Problem details:
Work through the data below line by line and say how many lines hold "this"; give only the number.

(Part of a data file)
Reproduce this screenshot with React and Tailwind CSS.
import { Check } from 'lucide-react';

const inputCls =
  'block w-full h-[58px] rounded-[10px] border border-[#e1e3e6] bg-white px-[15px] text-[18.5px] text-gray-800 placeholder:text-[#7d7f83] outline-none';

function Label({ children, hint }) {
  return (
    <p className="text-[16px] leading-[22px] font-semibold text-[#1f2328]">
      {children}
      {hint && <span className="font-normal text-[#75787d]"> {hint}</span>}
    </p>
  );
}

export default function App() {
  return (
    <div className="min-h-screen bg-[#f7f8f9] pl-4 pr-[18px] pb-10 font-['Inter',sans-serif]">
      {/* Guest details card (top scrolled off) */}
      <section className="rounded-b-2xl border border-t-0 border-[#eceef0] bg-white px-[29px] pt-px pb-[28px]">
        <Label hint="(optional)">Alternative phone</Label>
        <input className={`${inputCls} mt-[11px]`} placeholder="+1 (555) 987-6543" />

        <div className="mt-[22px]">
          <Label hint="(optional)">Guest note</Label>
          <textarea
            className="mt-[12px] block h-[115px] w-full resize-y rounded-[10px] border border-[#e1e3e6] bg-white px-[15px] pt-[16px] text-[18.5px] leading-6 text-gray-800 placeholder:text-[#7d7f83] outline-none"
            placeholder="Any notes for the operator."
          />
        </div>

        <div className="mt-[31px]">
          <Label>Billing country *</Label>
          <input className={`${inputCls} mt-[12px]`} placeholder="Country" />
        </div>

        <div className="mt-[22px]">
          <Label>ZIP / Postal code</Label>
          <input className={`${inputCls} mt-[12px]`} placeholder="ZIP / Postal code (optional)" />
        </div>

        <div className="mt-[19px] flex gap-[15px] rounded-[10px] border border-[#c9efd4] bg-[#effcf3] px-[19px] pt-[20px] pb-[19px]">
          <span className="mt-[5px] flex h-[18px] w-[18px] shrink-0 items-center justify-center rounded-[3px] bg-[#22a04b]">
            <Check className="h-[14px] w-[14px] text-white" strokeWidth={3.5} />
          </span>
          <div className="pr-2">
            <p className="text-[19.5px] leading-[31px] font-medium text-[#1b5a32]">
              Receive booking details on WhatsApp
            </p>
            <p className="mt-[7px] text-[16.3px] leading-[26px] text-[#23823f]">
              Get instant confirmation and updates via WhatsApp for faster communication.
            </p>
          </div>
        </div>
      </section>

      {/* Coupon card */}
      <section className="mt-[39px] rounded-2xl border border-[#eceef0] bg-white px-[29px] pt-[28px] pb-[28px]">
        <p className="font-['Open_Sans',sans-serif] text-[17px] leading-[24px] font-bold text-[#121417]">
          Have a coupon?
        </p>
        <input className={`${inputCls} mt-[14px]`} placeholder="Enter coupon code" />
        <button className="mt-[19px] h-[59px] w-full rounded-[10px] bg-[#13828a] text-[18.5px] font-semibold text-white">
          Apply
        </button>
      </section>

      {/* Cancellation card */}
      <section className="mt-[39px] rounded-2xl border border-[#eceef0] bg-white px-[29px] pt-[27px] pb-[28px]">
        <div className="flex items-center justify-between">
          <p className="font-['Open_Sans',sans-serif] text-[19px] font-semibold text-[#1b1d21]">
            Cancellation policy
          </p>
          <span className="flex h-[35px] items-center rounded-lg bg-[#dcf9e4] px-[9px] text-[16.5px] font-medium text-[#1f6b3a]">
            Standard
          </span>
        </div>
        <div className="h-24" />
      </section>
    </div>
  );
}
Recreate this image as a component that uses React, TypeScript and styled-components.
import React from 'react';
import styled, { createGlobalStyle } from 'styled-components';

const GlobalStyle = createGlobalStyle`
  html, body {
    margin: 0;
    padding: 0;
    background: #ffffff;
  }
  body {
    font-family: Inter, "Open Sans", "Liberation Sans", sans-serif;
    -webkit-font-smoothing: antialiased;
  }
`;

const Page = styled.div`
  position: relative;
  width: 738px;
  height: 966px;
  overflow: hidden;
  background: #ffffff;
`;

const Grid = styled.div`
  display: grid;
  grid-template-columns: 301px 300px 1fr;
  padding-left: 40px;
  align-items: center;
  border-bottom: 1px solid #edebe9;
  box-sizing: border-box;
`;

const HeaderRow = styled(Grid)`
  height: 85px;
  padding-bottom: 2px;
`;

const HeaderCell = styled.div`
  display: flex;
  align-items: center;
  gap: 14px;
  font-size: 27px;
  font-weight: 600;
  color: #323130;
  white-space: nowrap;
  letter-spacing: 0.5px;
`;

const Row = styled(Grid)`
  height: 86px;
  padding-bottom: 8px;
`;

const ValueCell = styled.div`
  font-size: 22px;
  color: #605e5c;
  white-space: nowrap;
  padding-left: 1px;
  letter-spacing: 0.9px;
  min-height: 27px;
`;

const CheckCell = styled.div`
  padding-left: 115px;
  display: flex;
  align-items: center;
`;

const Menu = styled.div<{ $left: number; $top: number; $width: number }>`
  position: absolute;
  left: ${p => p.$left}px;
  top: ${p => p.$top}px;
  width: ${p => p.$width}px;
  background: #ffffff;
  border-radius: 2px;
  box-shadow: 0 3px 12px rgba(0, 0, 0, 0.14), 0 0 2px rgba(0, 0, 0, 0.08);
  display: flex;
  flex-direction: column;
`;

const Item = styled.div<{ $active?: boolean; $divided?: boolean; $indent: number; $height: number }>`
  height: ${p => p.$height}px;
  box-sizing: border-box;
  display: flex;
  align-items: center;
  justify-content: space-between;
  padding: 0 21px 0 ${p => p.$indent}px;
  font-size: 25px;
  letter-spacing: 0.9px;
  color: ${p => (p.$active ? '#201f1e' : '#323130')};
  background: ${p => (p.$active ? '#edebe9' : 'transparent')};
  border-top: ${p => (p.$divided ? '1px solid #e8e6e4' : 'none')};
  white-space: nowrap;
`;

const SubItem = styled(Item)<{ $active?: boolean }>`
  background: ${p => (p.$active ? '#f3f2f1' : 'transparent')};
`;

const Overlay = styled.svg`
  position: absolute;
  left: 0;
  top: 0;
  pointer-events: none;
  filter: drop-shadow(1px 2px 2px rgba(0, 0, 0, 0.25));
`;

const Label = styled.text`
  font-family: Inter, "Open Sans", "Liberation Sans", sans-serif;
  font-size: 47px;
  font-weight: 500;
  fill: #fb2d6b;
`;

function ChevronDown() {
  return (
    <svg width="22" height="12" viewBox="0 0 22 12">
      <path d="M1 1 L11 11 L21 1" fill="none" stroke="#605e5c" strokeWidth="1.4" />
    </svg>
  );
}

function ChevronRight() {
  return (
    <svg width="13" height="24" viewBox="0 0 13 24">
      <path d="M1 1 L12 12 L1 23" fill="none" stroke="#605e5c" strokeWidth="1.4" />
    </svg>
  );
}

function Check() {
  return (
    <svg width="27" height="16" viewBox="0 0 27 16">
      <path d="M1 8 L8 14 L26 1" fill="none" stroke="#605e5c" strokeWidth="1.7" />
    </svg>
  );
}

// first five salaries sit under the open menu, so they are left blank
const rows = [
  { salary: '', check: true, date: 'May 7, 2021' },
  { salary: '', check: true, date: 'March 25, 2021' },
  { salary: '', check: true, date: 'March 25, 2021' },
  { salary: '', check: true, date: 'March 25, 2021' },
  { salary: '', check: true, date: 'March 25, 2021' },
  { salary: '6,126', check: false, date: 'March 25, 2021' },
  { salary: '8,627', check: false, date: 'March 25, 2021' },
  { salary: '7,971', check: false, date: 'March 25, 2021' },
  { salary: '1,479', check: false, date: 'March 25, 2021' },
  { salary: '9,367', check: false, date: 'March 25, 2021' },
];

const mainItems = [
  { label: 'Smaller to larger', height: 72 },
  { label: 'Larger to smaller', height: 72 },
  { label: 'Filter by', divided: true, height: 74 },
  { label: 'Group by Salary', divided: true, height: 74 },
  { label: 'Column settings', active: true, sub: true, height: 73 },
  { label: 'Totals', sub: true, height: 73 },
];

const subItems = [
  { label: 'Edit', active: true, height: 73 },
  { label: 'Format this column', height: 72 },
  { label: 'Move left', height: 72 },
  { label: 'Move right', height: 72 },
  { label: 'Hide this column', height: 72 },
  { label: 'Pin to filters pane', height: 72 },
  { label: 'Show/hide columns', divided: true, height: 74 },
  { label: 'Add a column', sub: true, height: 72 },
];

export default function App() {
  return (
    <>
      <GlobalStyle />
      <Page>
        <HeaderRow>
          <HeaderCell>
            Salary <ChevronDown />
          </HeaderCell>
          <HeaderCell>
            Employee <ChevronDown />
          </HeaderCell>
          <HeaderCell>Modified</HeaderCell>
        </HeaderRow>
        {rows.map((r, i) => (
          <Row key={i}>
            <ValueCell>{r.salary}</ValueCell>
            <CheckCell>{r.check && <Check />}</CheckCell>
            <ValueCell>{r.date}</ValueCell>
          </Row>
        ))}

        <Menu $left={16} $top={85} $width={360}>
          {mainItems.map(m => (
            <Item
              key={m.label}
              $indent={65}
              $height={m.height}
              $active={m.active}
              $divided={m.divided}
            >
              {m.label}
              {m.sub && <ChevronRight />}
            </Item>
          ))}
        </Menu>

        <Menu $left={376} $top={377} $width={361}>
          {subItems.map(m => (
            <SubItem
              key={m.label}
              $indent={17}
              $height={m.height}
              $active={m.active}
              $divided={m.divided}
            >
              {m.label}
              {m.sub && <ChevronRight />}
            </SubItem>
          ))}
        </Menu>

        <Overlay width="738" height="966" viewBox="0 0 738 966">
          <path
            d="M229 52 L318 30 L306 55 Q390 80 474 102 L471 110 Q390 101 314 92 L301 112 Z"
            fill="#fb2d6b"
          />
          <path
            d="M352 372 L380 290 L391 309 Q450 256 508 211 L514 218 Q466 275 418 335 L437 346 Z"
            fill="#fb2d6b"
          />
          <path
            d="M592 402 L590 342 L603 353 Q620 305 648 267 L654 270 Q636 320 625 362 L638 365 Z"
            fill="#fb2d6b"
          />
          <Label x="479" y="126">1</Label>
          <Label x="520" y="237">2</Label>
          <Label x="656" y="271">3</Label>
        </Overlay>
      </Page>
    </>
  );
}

Output:
4